Food companies received some good news regarding the recent onslaught of “all natural” class action litigation. A federal judge has dismissed with prejudice the Complaint against PepsiCo and its subsidiary South Beach Beverage Co. (“SoBe”) over the claim that the SoBe Lifewater beverage is deceptively labeled as “all natural.” See complete ruling here.
The complaint — filed by the same law firm as the Jamba Juice class action suit — asserted claims under California’s consumer protection laws (of course) alleging that (1) the “all natural” label is potentially deceptive because SoBe Lifewater contains ingredients that are “synthetic or created via chemical processing”; specifically, ascorbic acid, cyanocobalamin, calcium pantothenate, niacinamide, pyrioxine hydrochloride, and xanthan gum; (2) the names of various fruits are used to describe the different flavors of Lifewater even though Lifewater does not contain any actual fruit or fruit juice, which is likely to deceive consumers into “believing that Defendants’ SoBe Beverages are, indeed, ‘All Natural’”; and (3) the use of the common vitamin name (e.g., B12) on the labels is misleading because the vitamins added to Lifewater are synthetic or created via chemical processing.
The court ruled that the plaintiffs’ claims relating to the second and third points were both preempted.
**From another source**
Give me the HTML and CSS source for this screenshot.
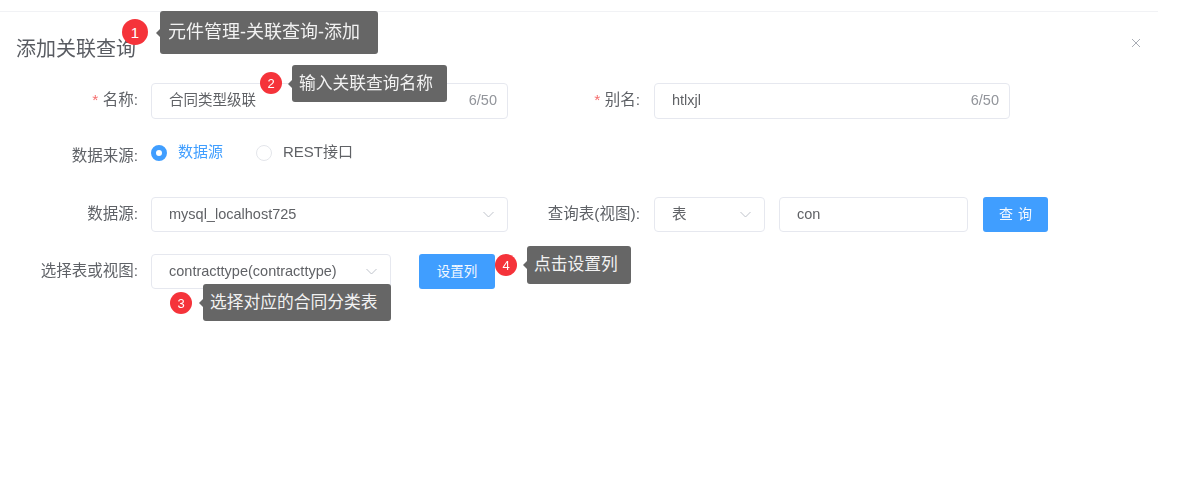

Specifically, “FDA regulations explicitly permit manufacturers to use the name and images of a fruit on a product’s packaging to describe the characterizing flavor of the product even where the product does not contain any of that fruit, or contains no fruit at all.” Likewise, 21 C.F.R. § 101.9(c)(8)(v) recognizes that “Vitamin C” and “Ascorbic acid” are “synonym[s]” that may be used in the alternative in a product’s nutritional information labeling.
Significantly, the Court concluded that “Plaintiff cannot avoid preemption of these claims by arguing that his claim relates solely to Defendants’ ‘all natural’ representations and that he included his fruit name and vitamin name claims only as support for his ‘all natural’ claim” because that would “would effectively allow Plaintiff to avoid preemption of those claims, and would undermine the purpose of the federal labeling standards which includes avoiding a patchwork of different state standards.”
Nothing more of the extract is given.